What America’s Happiest Mayor is really after in attempting to bring a pro team to Las Vegas is what economists call “indirect” externalities. York College Dean William T. Bogart lists such as: “positive image of the city generated by television, the civic unity and pride provided by professional sports, the benefit to local nonprofit organizations of athletes’ involvement in fundraising, and other intangible benefits.”

So while $405 million is very tangible — which Webster defines as “capable of being precisely identified or realized by the mind,” or “capable of being appraised at an actual or approximate value” — the benefits of a new arena occupied by a pro sports team, cannot be precisely identified or given a value.

Worse yet, as University of Maryland economics professors Dennis Coates and Brad Humphreys — like many others — conclude based upon their research, subsidies of sports facilities may actually reduce incomes and “be a drain on local economies rather than an engine of economic growth.”

Coates and Humphreys point out that public funds going to subsidize pro sports teams are funds that are taken from other more productive uses.

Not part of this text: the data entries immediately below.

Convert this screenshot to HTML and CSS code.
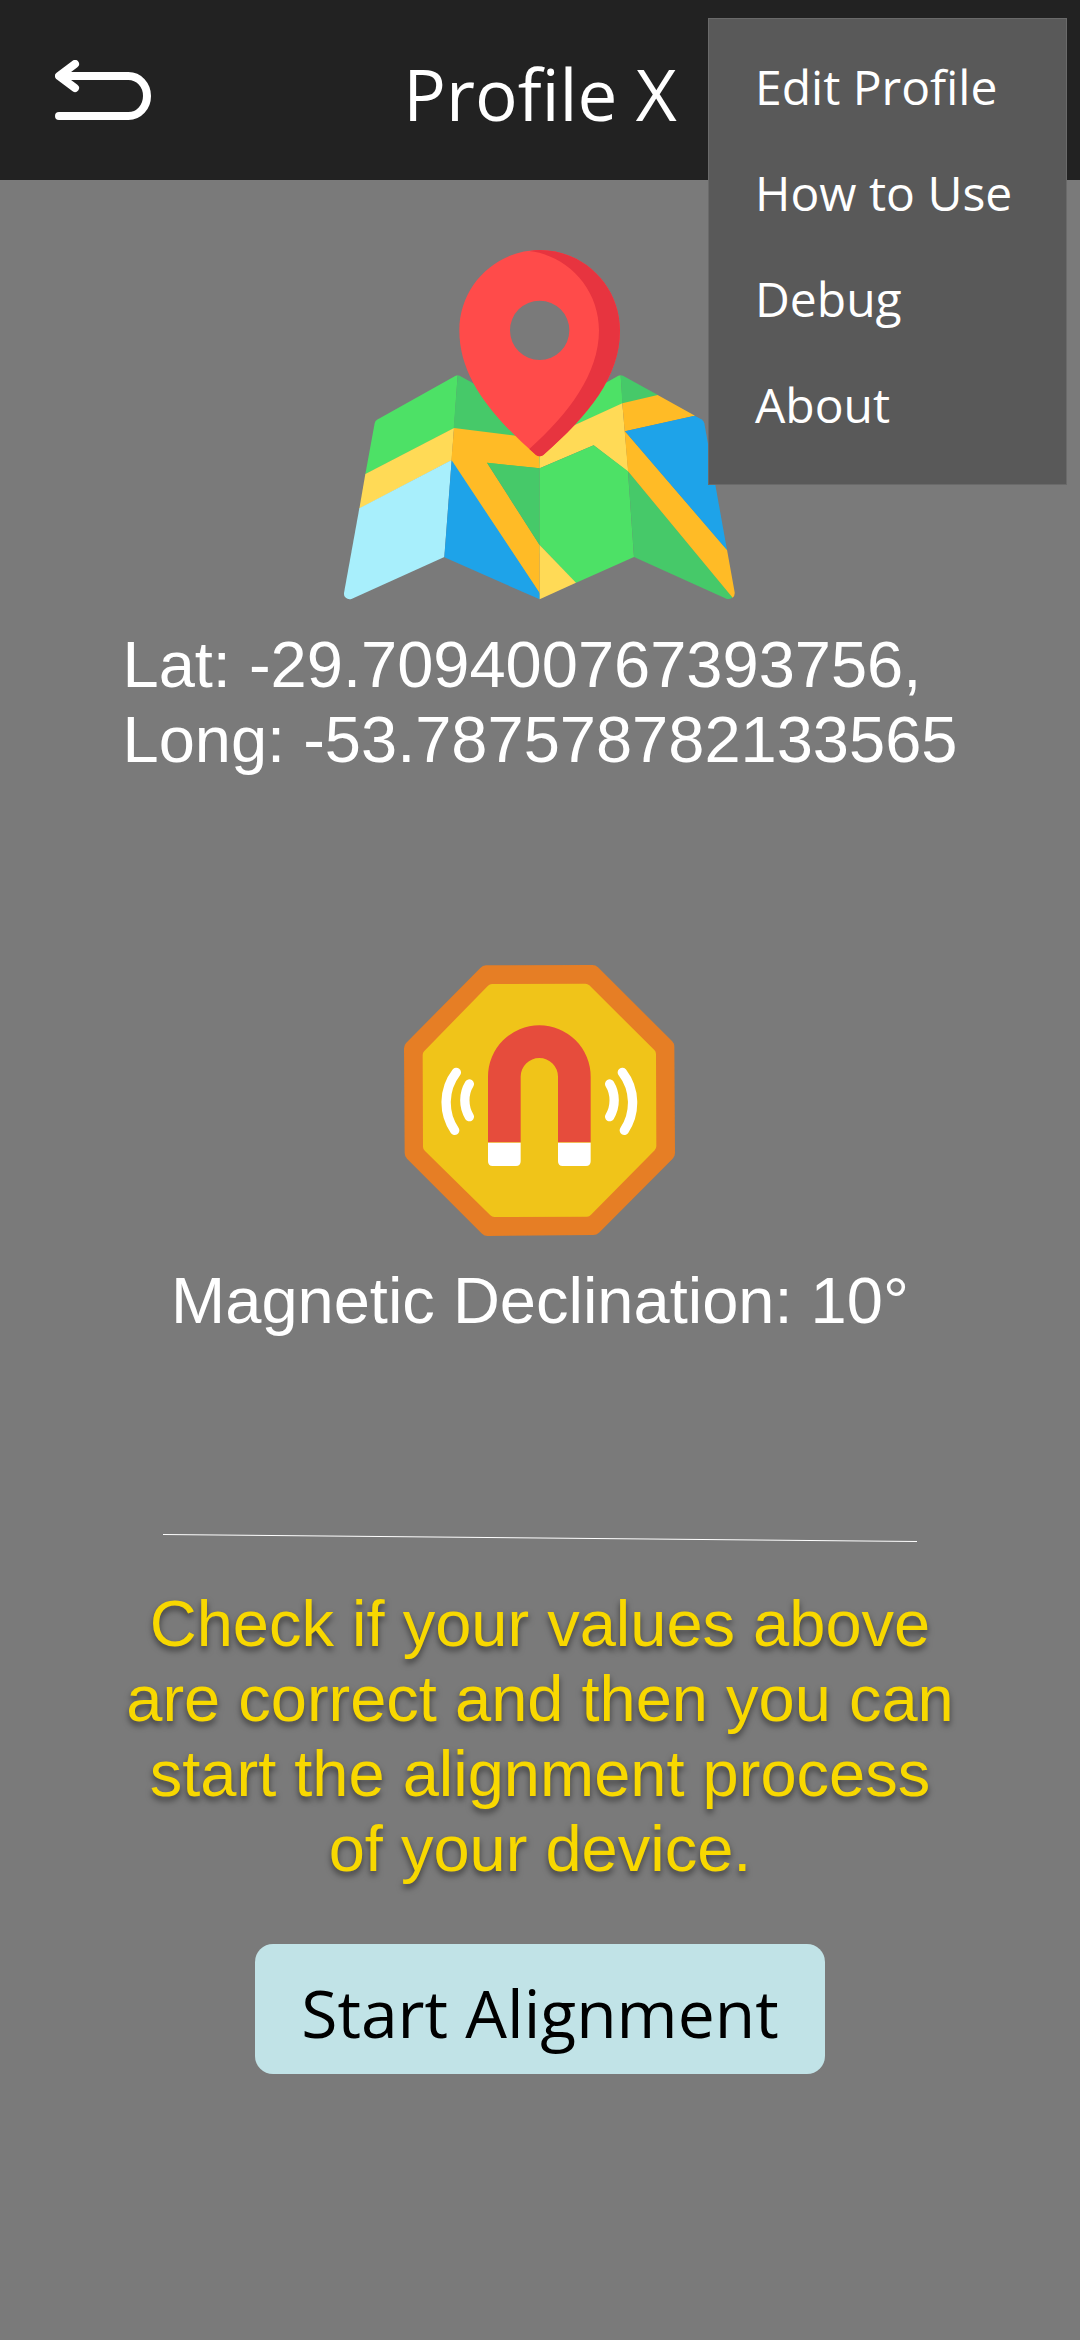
FILE: index.html
```html
<!DOCTYPE html>
<html lang="en">
<head>
<meta charset="utf-8">
<meta name="viewport" content="width=device-width, initial-scale=1">
<title>Profile X</title>
<link rel="stylesheet" href="styles.css">
</head>
<body>
<header class="topbar">
  <button class="back" type="button" aria-label="Back">
    <svg width="96" height="60" viewBox="165 180 288 180" fill="none" stroke="#fff" stroke-width="24" stroke-linecap="round" stroke-linejoin="round" aria-hidden="true">
      <path d="M225 192 177 228 225 264M190 228H385C417 228 441 255 441 288S417 348 385 348H177"/>
    </svg>
  </button>
  <h1 class="title">Profile X</h1>
</header>

<nav class="menu" aria-label="Options">
  <a class="menu-item" href="#edit">Edit Profile</a>
  <a class="menu-item" href="#help">How to Use</a>
  <a class="menu-item" href="#debug">Debug</a>
  <a class="menu-item" href="#about">About</a>
</nav>

<main class="content">
  <section class="reading location">
    <svg width="391" height="350" viewBox="75 59 1173 1050" aria-hidden="true">
      <path fill="#4de166" d="M416 435 410 436 174 568Q168 571 167 579L139 732 405 594Z"/>
      <path fill="#ffda56" d="M139 731 405 593 398 690 121 835Z"/>
      <path fill="#a8effc" d="M121 834 398 689 376 980 99 1105C87 1110 74 1102 75 1088Z"/>
      <path fill="#46c969" d="M416 435 422 436 662 570V714L500 700 662 946V970L404 594Z"/>
      <path fill="#ffbb26" d="M405 593 662 625V714L504 697 662 944V1090L397 692Z"/>
      <path fill="#46c969" d="M504 697 662 714V945Z"/>
      <path fill="#1ea3e9" d="M398 690 662 1088V1107L376 981Z"/>
      <path fill="#4de166" d="M662 570 898 436 905 435 911 520 700 615 662 700Z"/>
      <path fill="#ffda56" d="M662 632 910 519 928 725 824 645 662 714Z"/>
      <path fill="#4de166" d="M662 714 824 645 927 723 945 980 770 1058 662 944Z"/>
      <path fill="#ffda56" d="M662 944 771 1057 662 1107Z"/>
      <path fill="#46c969" d="M905 435 912 436 1018 495 910 520ZM927 722 1241 1101Q1234 1109 1222 1105L945 980Z"/>
      <path fill="#ffbb26" d="M910 519 1016 494 1128 556 918 603 1224 958 1247 1086Q1248 1096 1241 1102L927 723Z"/>
      <path fill="#1ea3e9" d="M918 603 1127 556 1147 567Q1154 571 1156 579L1224 959Z"/>
      <path fill="#ff4b4a" fill-rule="evenodd" d="M662 59C529 59 421 167 421 300C421 440 515 555 651 674Q662 682 673 674C809 555 903 440 903 300C903 167 795 59 662 59ZM662 211A89 89 0 1 1 662 389A89 89 0 1 1 662 211Z"/>
      <path fill="#e7343f" d="M662 59C652 59 641 60 631 62C749 76 840 178 840 300C840 430 750 550 631 656L651 674Q662 682 673 674C809 555 903 440 903 300C903 167 795 59 662 59Z"/>
    </svg>
    <p class="value coordinates">Lat: -29.709400767393756,<br>Long: -53.787578782133565</p>
  </section>

  <section class="reading">
    <svg width="271" height="271" viewBox="75 75 813 813" aria-hidden="true">
      <path fill="#e67e25" d="M321 76 640 75Q650 75 657 82L879 303Q886 310 886 320L888 639Q888 649 881 656L660 878Q653 885 643 885L326 888Q316 888 309 881L84 656Q77 649 77 639L75 325Q75 315 82 308L304 84Q311 76 321 76Z"/>
      <path fill="#f0c419" d="M339 132 619 131Q626 131 631 136L826 330Q831 335 831 342L832 619Q832 626 827 631L636 824Q631 830 624 830L346 831Q339 831 334 826L138 633Q132 628 132 621L131 345Q131 338 136 333L327 137Q332 132 339 132Z"/>
      <path fill="#e64c3c" d="M327 607V410A154 154 0 0 1 635 410V607H537V410A56 56 0 0 0 425 410V607Z"/>
      <path fill="#fff" d="M327 608H425V664Q425 678 411 678H341Q327 678 327 664ZM537 608H635V664Q635 678 621 678H551Q537 678 537 664Z"/>
      <path fill="none" stroke="#fff" stroke-width="28" stroke-linecap="round" d="M232 397C192 449 192 520 227 571M271 432C253 461 253 501 271 530M730 397C770 449 770 520 736 571M692 432C710 461 710 501 692 530"/>
    </svg>
    <p class="value">Magnetic Declination: 10°</p>
  </section>

  <svg class="divider" width="754" height="8" viewBox="0 0 754 8" aria-hidden="true">
    <path d="M0 .5 754 7.5" stroke="#fff"/>
  </svg>

  <p class="value notice">Check if your values above are correct and then you can start the alignment process of your device.</p>
  <button class="start" type="button">Start Alignment</button>
</main>
</body>
</html>
```
FILE: styles.css
```css
* {
  box-sizing: border-box;
}

body {
  margin: 0;
  min-height: 100vh;
  background: #7a7a7a;
  color: #fff;
  font-family: "Liberation Sans", Arial, sans-serif;
}

.topbar {
  display: grid;
  grid-template-columns: 1fr auto 1fr;
  align-items: center;
  height: 180px;
  padding: 0 55px;
  background: #222;
}

.back {
  justify-self: start;
  padding: 0;
  border: 0;
  background: none;
}

.back svg {
  display: block;
}

.title {
  margin: 0;
  padding-top: 8px;
  font: 400 71px/96px "Open Sans", "Noto Sans", sans-serif;
}

.menu {
  position: absolute;
  top: 18px;
  right: 13px;
  display: flex;
  flex-direction: column;
  width: 359px;
  padding: 15px 0 26px;
  border: 1px solid #6a6a6a;
  background: #595959;
}

.menu-item {
  padding: 0 46px;
  color: #fff;
  font: 400 48px/106px "Open Sans", "Noto Sans", sans-serif;
  text-decoration: none;
  white-space: nowrap;
}

.content {
  display: flex;
  flex-direction: column;
  align-items: center;
  padding: 70px 0;
}

.reading {
  display: flex;
  flex-direction: column;
  align-items: center;
  gap: 27px;
}

.location {
  margin-bottom: 188px;
}

.value {
  margin: 0;
  font-size: 65px;
  line-height: 75px;
}

.divider {
  margin: 196px 0 44px;
}

.notice {
  max-width: 840px;
  color: #f8d800;
  text-align: center;
  text-shadow: 0 4px 6px rgba(0, 0, 0, 0.5);
}

.start {
  margin-top: 58px;
  padding: 20px 46px 14px;
  border: 0;
  border-radius: 18px;
  background: #c1e3e7;
  color: #000;
  font: 400 66px/96px "Open Sans", "Noto Sans", sans-serif;
}
```
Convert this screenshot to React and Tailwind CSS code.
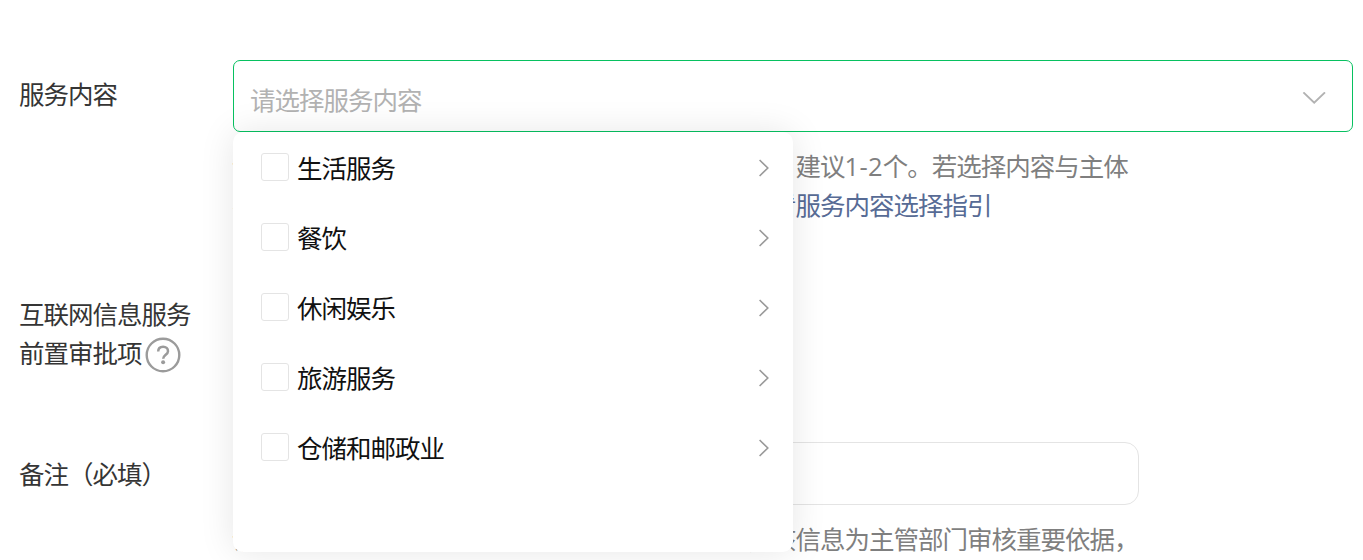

This same substitution effect is present in private spending: if households spend money on attending ball games, they can’t spend that money on other uses. Team owners and their multi-million-dollar athletes will receive consumers’ dollars rather than local businesses.

The professors also find employees may accept lower salaries to work in cities that have pro-sports teams, and that employees in pro-sports cities are probably less productive due to time spent discussing game results and team prospects.

“These differences could, over a period of many years, lead to differences in income per capita,” contend Coates and Humphreys.

Wealthy team owners and their wealthy employees will be the only winners if the new arena idea moves forward.

The losers, once again, would be taxpayers.